Just had to leave an event dubbed “Temple Night” at the trendy organic vegan restaurant Zest in Ubud, Bali tonight, bludgeoned by the deadening relentless repetitive bass beats of the DJ, a celebrated star from Berlin. The mostly Millennial crowd mingled halfhearted in front of the maestro, while my Boomer partner and I sought refuge behind the speakers, earplugs firmly in place to no avail.
Okay, so I own the bias; I sound just like my parents who bemoaned the advent of rock music, or my earlier psychedelic self who suffered later waves of heavy metal, disco, punk, rave, and on into the electronic music scene which has essentially taken over popular music. There are few live club acts anymore, with every scene the same onslaught of high decibels, low frequency, and alcohol or equivalent drugs lulling the body into motion with the “music.” Even live acts have been electronicized, so the solo performer can collect the meager pay for the night’s performance, supported by backup tracks on handy digital looper operated by foot pedal needing no hotel bed, transport or meals, or share of the bar take.
I remember the phrase “The medium is the message”; and if that’s still the case, the message is that we’re being swallowed by the machine.

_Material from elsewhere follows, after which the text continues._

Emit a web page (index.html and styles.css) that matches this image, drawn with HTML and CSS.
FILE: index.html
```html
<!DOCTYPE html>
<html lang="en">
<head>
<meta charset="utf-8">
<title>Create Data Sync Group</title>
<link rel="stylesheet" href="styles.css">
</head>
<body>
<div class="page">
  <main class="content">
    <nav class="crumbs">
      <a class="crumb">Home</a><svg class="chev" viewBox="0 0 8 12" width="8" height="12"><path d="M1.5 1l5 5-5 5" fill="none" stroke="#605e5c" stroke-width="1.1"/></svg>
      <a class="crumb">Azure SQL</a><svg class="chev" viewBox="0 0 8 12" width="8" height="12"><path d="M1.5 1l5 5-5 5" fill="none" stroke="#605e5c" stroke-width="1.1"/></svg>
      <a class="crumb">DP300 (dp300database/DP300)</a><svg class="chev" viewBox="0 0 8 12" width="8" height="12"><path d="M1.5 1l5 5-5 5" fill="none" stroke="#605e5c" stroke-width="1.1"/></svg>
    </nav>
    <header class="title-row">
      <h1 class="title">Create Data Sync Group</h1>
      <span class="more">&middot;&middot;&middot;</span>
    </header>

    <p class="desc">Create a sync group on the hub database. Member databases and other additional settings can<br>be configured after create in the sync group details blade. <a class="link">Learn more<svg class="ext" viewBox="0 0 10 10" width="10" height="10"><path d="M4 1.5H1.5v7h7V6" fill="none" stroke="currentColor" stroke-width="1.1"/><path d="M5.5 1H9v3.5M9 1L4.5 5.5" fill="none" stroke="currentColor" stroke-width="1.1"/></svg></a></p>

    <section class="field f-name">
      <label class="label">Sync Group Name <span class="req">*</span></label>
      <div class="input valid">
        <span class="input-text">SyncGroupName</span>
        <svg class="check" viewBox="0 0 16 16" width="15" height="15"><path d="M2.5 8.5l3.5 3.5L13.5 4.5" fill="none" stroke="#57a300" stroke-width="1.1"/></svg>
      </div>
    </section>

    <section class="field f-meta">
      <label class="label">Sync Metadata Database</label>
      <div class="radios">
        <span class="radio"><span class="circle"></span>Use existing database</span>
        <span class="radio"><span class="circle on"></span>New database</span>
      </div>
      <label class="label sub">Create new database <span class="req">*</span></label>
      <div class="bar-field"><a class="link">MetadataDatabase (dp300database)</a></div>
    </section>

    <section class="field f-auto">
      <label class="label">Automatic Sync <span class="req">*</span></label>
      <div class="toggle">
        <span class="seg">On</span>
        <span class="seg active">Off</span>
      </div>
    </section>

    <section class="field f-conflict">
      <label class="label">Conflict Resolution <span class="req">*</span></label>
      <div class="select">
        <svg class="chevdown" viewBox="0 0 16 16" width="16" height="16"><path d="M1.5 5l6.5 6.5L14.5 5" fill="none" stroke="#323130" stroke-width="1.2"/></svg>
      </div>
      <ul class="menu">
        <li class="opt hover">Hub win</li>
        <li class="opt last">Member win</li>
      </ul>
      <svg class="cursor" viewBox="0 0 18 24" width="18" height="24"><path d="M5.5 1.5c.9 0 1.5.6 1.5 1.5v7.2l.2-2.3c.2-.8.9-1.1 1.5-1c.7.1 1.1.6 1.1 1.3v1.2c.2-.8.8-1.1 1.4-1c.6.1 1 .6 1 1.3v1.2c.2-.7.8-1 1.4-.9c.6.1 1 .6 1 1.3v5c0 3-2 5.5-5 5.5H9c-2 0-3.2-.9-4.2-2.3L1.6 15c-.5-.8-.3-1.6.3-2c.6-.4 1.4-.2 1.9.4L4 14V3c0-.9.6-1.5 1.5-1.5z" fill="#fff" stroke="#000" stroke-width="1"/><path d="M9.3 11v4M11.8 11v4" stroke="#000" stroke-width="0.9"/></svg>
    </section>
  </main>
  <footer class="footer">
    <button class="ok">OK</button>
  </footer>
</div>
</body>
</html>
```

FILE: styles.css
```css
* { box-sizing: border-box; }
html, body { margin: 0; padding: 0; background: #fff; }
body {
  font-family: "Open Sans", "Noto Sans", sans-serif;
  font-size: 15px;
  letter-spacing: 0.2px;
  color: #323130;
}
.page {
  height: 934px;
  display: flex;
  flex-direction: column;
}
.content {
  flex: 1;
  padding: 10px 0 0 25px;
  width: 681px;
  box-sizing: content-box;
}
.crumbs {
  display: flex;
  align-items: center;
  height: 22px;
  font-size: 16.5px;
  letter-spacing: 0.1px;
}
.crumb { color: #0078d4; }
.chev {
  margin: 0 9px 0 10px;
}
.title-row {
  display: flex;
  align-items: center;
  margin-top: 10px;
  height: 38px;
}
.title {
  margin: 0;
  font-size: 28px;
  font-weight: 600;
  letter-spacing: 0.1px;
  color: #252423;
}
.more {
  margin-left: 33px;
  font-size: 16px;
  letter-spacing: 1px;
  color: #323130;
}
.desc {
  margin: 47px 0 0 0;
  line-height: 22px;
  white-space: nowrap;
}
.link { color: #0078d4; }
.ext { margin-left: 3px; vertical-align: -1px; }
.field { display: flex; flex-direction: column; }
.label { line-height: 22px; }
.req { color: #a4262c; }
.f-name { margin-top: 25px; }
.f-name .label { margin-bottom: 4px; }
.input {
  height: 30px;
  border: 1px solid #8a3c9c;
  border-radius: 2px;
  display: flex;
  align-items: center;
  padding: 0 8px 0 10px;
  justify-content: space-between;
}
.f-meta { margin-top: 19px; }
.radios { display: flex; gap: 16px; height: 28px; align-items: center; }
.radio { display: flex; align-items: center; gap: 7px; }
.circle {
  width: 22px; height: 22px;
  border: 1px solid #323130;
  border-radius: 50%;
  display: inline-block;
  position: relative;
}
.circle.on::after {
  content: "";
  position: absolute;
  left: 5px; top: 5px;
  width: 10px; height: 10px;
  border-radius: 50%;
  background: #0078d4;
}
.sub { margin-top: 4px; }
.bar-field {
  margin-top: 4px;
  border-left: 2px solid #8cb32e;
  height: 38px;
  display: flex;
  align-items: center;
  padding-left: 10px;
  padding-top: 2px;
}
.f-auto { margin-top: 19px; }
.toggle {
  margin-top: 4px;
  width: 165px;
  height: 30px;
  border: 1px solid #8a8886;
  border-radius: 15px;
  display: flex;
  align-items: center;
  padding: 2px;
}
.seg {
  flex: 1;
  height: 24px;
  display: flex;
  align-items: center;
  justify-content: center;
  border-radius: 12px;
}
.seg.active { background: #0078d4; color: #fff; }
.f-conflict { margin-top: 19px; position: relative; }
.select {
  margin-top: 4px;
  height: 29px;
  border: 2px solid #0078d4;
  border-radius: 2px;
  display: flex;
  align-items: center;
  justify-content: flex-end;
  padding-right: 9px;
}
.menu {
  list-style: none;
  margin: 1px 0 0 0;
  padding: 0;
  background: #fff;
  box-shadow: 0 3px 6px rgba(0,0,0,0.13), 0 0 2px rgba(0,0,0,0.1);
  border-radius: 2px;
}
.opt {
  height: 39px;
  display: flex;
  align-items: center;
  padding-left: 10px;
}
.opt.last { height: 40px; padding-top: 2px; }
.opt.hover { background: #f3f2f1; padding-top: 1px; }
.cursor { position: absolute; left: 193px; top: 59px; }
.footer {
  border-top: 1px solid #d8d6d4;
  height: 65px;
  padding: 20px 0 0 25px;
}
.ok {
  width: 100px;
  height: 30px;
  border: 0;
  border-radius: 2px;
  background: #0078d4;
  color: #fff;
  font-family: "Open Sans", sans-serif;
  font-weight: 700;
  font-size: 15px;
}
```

The Millennials especially — not to pick on them because it’s probably not their fault — appear, as a mass, susceptible to numbing from the inescapable bass waves on one hand, and the twittering ubiquity of their handheld screen distractions on the other. Wouldn’t you?
I admit, my generation has allowed the world to lapse this way… acquiescent or powerless, resigned or still oblivious despite all evidence to the contrary, as if willingly hoodwinked by fake news and narratives of comforting or fearful illusions (paralyzing in either case), productive of an inertia whether by design or neglect — no doubt a combination of both.

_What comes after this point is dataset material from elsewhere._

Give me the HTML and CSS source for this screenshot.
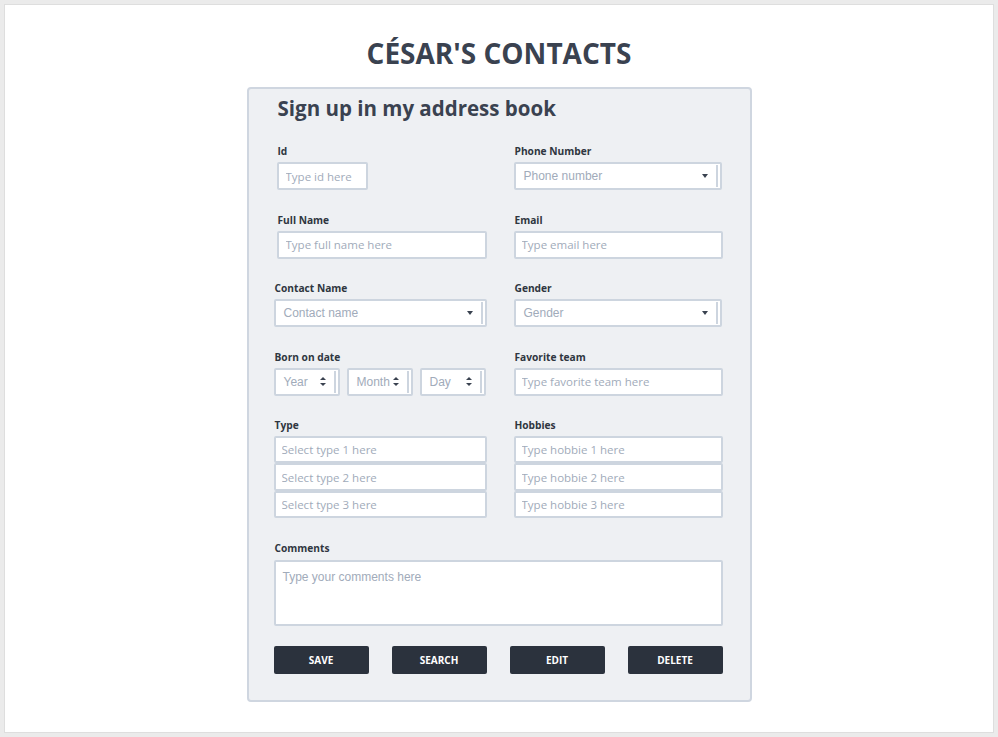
FILE: index.html
```html
<!DOCTYPE html>
<html lang="en">
<head>
<meta charset="utf-8">
<title>César's Contacts</title>
<link rel="stylesheet" href="styles.css">
</head>
<body>
<div class="page">
  <h1 class="title">CÉSAR'S CONTACTS</h1>
  <form class="panel">
    <h2 class="heading">Sign up in my address book</h2>
    <div class="grid">
      <div class="field shift">
        <label class="label">Id</label>
        <input class="input id-input" placeholder="Type id here">
      </div>
      <div class="field">
        <label class="label">Phone Number</label>
        <div class="select wide-r"><span class="ph-sel">Phone number</span><span class="caret"></span><span class="bar"></span></div>
      </div>

      <div class="field shift">
        <label class="label">Full Name</label>
        <input class="input pad7" placeholder="Type full name here">
      </div>
      <div class="field">
        <label class="label">Email</label>
        <input class="input" placeholder="Type email here">
      </div>

      <div class="field">
        <label class="label">Contact Name</label>
        <div class="select"><span class="ph-sel">Contact name</span><span class="caret"></span><span class="bar"></span></div>
      </div>
      <div class="field">
        <label class="label">Gender</label>
        <div class="select wide-r"><span class="ph-sel">Gender</span><span class="caret"></span><span class="bar"></span></div>
      </div>

      <div class="field">
        <label class="label">Born on date</label>
        <div class="dates">
          <div class="select small"><span class="ph-sel">Year</span><span class="updown"></span><span class="bar"></span></div>
          <div class="select small"><span class="ph-sel">Month</span><span class="updown"></span><span class="bar"></span></div>
          <div class="select small"><span class="ph-sel">Day</span><span class="updown"></span><span class="bar"></span></div>
        </div>
      </div>
      <div class="field">
        <label class="label">Favorite team</label>
        <input class="input" placeholder="Type favorite team here">
      </div>

      <div class="field">
        <label class="label">Type</label>
        <div class="stack">
          <input class="input stacked" placeholder="Select type 1 here">
          <input class="input stacked" placeholder="Select type 2 here">
          <input class="input stacked" placeholder="Select type 3 here">
        </div>
      </div>
      <div class="field">
        <label class="label">Hobbies</label>
        <div class="stack">
          <input class="input stacked" placeholder="Type hobbie 1 here">
          <input class="input stacked" placeholder="Type hobbie 2 here">
          <input class="input stacked" placeholder="Type hobbie 3 here">
        </div>
      </div>

      <div class="field full">
        <label class="label">Comments</label>
        <textarea class="textarea" placeholder="Type your comments here"></textarea>
      </div>
    </div>
    <div class="buttons">
      <button type="button" class="btn">SAVE</button>
      <button type="button" class="btn">SEARCH</button>
      <button type="button" class="btn">EDIT</button>
      <button type="button" class="btn">DELETE</button>
    </div>
  </form>
</div>
</body>
</html>
```
FILE: styles.css
```css
* { box-sizing: border-box; }
html, body { margin: 0; padding: 0; }
body {
  background: #ebebeb;
  padding: 4px;
  font-family: "Open Sans", "Liberation Sans", sans-serif;
  color: #3a4250;
}
.page {
  background: #fff;
  border: 1px solid #dedede;
  height: 729px;
  width: 990px;
  padding-top: 30px;
}
.title {
  margin: 0;
  text-align: center;
  font-size: 28px;
  line-height: 36px;
  font-weight: 700;
  color: #3a4250;
}
.panel {
  width: 505px;
  margin: 16px auto 0;
  background: #eef0f3;
  border: 2px solid #cfd6e0;
  border-radius: 4px;
  padding: 5px 27px 26px 25px;
}
.heading {
  margin: 0 0 23px 4px;
  font-size: 20.5px;
  line-height: 28px;
  font-weight: 700;
  color: #3a4250;
}
.grid {
  display: grid;
  grid-template-columns: 213px 209px;
  column-gap: 27px;
  row-gap: 23.5px;
}
.field { display: flex; flex-direction: column; }
.field.shift { padding-left: 3px; }
.field.full { grid-column: 1 / 3; margin-top: 0.5px; }
.label {
  font-size: 10.2px;
  line-height: 12px;
  font-weight: 700;
  color: #2f3640;
  margin-bottom: 5px;
  padding-left: 1px;
}
.input, .select, .textarea {
  background: #fff;
  border: 2px solid #cdd5df;
  border-radius: 2px;
  height: 28px;
  width: 100%;
}
.input {
  font-family: "Open Sans", sans-serif;
  font-size: 11.5px;
  color: #3a4250;
  padding: 0 6px;
  outline: none;
}
.input::placeholder { color: #a1abba; }
.input.pad7 { padding-left: 7px; }
.id-input { width: 91px; padding-left: 7px; }
.select {
  display: flex;
  align-items: center;
  padding: 0 0 0 8px;
}
.select.wide-r { width: 208px; }
.ph-sel {
  font-family: "Liberation Sans", Arial, sans-serif;
  font-size: 12px;
  color: #a1abba;
  flex: 1;
  min-width: 0;
  white-space: nowrap;
}
.caret {
  width: 0; height: 0;
  border-left: 3.5px solid transparent;
  border-right: 3.5px solid transparent;
  border-top: 4px solid #3a4250;
  margin-right: 8px;
}
.bar {
  width: 2px;
  height: 22px;
  background: #cdd5df;
  margin-right: 2px;
}
.dates { display: flex; gap: 7px; }
.select.small { width: 66px; }
.updown {
  width: 6px; height: 9px;
  flex: none;
  position: relative;
  margin-left: 4px;
  margin-right: 8px;
}
.updown::before, .updown::after {
  content: "";
  position: absolute;
  left: 0;
  border-left: 3px solid transparent;
  border-right: 3px solid transparent;
}
.updown::before { top: 0; border-bottom: 3.5px solid #3a4250; }
.updown::after { bottom: 0; border-top: 3.5px solid #3a4250; }
.stack { display: flex; flex-direction: column; }
.input.stacked { height: 27.4px; }
.textarea {
  height: 66px;
  resize: none;
  font-family: "Liberation Sans", Arial, sans-serif;
  font-size: 12px;
  padding: 8px 7px;
  outline: none;
  margin-top: 1px;
}
.textarea::placeholder { color: #a1abba; }
.buttons {
  display: flex;
  justify-content: space-between;
  margin-top: 20px;
}
.btn {
  width: 95px;
  height: 28px;
  background: #2b323d;
  border: none;
  border-radius: 2px;
  color: #fff;
  font-family: "Open Sans", sans-serif;
  font-weight: 700;
  font-size: 10px;
}
```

What would I prefer? If we follow the premise of the attraction to live organic food, why not continue to an evening of live organic music? Maybe that’s a throwback to the country hoedown, or the hippie campfire, which also gets boring fast in a more folksy kind of way. So I suppose what I hanker for, here in the international club/festival scene, is the African village, where they still do the dances for everyone to join; where the bass beats are dispersed in an artful way for a pleasing dynamic that doesn’t keep landing on all four downbeats of every bar, hour after hour. Young people are attracted in smaller numbers still to this style of alternative culture, in other locales that favor natural beauty — Maui, Hawaii; San Marcos, Guatemala; Salt Spring Island, British Columbia. Maybe instead of bitching about the kind of cultural trend I don’t like, I should get myself over to the kirtan across the road; the open mic jam across town; the drum circle next week.
Still, I feel for those who come to these more popularized, more pricey venues with the louder music and the glitzier festival posters and websites, the perks of the aerial silks and the live painting, artful in their own right. They didn’t look all that happy either, standing like shuffling zombies in front of the minor DJ god, or sipping fancy drinks off to the side, where it was still too loud to converse with their friends. En masse, young and old, we succumb to the siren call of the machine, the trend to auditory torture, like slow boiling frogs too blind in the soup of our growing, seemingly voluntary cultural oppression. There is still, I am blessed to confess, a choice.